▶ PROVIDED RECORDS

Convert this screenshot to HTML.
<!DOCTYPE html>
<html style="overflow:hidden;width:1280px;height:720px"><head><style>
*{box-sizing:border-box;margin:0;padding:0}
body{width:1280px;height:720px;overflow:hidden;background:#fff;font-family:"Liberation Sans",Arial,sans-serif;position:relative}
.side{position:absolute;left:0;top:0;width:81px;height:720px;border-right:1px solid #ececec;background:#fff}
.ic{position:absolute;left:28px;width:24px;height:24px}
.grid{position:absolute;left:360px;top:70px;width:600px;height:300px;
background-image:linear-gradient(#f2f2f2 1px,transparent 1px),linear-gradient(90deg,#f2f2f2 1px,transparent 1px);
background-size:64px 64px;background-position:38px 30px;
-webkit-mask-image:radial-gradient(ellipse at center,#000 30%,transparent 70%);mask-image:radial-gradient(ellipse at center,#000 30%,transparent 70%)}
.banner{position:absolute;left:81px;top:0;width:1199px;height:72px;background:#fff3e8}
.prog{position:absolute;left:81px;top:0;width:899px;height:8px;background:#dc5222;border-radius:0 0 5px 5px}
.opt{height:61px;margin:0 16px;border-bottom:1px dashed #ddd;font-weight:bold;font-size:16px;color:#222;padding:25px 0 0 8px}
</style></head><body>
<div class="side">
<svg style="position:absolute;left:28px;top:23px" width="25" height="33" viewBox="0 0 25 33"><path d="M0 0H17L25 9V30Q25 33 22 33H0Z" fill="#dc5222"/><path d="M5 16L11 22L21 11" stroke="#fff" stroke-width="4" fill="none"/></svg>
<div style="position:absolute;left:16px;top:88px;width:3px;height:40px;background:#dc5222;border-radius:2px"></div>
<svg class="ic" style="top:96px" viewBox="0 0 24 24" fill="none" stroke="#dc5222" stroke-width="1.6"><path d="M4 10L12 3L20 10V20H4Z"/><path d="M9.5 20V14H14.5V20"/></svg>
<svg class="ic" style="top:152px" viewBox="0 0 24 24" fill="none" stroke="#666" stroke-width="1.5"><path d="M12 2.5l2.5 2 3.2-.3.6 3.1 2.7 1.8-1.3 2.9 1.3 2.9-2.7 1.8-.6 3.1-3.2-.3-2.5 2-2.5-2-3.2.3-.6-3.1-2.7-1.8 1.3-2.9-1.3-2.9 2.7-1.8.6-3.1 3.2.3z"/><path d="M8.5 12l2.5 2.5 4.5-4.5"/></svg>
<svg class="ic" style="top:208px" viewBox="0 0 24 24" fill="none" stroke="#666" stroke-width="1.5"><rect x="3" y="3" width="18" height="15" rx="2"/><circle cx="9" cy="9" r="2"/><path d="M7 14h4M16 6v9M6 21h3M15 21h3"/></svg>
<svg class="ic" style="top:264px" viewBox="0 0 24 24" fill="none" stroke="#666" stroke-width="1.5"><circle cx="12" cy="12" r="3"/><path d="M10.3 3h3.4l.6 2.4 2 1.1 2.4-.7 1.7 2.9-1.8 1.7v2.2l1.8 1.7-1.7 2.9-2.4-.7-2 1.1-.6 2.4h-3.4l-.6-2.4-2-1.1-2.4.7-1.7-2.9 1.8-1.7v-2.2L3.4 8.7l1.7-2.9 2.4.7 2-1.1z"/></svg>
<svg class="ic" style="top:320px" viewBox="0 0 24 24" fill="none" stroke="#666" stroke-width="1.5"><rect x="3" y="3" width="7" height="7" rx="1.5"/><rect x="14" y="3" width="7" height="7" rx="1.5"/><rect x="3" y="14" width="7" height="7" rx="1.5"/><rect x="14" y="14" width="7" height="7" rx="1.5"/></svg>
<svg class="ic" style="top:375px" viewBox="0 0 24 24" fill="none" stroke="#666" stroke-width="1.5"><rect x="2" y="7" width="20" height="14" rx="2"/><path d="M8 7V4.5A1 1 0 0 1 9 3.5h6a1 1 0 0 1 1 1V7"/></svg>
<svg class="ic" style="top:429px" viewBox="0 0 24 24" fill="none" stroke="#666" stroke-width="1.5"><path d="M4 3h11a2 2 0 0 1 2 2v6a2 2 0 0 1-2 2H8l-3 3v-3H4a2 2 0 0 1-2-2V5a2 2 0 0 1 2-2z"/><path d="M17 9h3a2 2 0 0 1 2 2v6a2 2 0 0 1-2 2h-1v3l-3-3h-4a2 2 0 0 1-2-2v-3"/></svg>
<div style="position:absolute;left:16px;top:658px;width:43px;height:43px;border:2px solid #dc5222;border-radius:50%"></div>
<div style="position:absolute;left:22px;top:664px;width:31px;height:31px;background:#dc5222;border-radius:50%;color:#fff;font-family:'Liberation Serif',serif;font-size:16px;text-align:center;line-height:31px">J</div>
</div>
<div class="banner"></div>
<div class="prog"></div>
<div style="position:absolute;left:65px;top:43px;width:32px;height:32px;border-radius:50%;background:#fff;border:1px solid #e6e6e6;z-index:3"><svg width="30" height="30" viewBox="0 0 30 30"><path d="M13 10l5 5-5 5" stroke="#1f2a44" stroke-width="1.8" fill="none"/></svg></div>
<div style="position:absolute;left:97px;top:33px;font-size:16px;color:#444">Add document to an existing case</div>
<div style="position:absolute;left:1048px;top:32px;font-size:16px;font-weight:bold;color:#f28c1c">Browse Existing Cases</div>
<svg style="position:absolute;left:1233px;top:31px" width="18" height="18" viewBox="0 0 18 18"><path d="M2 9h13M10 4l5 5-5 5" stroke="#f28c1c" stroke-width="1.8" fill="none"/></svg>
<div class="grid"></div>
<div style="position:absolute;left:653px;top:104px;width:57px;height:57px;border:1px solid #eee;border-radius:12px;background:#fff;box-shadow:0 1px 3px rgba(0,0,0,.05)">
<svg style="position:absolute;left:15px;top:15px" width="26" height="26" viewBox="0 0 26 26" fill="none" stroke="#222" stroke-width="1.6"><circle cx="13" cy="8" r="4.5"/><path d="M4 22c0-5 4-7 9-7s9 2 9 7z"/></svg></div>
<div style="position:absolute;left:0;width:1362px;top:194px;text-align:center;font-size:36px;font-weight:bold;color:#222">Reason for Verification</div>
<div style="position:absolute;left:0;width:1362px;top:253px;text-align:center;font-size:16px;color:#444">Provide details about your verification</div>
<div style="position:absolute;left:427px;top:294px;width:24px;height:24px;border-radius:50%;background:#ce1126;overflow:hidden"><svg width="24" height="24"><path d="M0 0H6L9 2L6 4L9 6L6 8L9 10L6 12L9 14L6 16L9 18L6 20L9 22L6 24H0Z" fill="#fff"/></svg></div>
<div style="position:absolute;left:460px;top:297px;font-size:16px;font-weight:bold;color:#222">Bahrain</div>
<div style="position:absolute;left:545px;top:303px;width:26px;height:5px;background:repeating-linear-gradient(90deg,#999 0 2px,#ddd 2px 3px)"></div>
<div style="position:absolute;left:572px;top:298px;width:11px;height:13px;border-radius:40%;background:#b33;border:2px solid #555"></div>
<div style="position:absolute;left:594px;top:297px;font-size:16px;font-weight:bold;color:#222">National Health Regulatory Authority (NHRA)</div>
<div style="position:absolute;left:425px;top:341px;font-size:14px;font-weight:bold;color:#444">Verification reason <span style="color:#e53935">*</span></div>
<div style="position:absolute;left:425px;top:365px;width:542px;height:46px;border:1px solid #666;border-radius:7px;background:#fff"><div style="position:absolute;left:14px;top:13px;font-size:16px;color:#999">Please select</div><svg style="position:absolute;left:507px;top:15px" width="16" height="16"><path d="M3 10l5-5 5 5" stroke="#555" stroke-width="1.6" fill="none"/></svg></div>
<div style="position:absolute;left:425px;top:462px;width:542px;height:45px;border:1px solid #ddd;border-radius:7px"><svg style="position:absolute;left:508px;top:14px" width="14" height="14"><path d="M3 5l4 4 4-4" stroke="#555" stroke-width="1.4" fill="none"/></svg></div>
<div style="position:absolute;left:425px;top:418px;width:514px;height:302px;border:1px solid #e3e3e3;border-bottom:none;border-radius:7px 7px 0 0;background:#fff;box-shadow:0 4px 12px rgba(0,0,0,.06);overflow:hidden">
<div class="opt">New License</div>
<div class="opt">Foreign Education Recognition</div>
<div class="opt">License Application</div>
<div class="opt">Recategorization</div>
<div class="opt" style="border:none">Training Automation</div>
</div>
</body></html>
...
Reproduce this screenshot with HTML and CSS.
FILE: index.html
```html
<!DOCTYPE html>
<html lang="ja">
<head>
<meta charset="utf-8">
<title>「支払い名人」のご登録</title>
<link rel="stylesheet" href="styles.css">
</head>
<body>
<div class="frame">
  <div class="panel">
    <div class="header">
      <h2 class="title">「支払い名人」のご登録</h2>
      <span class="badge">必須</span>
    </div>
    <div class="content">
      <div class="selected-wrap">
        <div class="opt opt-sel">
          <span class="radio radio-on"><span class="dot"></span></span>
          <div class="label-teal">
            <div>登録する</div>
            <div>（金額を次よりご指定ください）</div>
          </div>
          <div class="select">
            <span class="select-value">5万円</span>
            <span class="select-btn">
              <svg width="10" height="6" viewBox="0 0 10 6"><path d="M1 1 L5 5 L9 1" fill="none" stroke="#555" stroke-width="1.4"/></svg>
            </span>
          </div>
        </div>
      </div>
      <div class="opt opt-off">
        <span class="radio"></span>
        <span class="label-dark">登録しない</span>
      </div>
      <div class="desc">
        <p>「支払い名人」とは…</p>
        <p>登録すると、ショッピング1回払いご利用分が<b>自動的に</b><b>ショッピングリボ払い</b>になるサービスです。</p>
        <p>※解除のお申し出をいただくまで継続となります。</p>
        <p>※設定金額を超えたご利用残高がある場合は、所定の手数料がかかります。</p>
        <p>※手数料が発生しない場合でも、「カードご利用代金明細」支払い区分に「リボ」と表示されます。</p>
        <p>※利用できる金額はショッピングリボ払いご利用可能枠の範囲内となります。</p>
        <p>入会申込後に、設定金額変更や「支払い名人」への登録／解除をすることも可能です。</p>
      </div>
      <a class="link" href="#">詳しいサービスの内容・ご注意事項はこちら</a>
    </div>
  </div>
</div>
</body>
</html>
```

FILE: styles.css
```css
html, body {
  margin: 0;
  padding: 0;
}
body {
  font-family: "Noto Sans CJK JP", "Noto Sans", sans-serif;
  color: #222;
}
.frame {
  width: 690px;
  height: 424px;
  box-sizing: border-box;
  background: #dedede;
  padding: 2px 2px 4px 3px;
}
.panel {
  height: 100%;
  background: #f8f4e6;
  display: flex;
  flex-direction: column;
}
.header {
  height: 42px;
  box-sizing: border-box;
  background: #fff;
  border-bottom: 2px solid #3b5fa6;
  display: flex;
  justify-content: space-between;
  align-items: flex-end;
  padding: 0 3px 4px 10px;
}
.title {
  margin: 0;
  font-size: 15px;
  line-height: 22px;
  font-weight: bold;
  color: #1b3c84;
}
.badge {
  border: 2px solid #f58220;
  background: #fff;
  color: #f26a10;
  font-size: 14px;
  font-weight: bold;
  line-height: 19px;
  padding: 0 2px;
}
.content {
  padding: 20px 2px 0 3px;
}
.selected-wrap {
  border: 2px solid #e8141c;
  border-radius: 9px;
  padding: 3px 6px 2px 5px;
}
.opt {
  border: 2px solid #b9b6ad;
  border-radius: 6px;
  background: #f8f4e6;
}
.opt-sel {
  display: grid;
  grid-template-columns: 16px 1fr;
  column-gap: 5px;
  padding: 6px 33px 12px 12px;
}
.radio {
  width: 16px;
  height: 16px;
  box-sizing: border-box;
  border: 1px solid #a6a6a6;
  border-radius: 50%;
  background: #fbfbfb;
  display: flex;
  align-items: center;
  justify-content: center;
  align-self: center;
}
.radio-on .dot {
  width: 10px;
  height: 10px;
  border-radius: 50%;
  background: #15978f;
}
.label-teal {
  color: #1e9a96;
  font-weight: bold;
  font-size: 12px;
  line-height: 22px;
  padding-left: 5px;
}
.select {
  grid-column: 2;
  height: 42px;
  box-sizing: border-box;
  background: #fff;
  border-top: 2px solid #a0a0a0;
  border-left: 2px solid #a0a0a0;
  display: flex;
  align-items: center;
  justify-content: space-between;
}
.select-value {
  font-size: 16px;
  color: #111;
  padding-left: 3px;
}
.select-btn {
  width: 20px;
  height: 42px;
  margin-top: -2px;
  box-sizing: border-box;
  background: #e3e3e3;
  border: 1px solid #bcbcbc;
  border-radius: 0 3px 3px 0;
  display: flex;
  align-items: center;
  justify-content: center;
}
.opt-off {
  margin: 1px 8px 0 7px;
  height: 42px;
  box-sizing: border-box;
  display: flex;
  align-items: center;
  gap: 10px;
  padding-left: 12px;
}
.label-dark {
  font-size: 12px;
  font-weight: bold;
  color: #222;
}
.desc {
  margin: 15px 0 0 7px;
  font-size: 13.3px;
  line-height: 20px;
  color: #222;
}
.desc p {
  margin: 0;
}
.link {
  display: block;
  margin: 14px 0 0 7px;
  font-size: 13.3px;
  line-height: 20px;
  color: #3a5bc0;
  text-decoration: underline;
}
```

▶ GOAL OF THE EXERCISE
Write out every line of the entries that holds the word "screenshot".

▶ CORRECT RESPONSE
Convert this screenshot to HTML.
Reproduce this screenshot with HTML and CSS.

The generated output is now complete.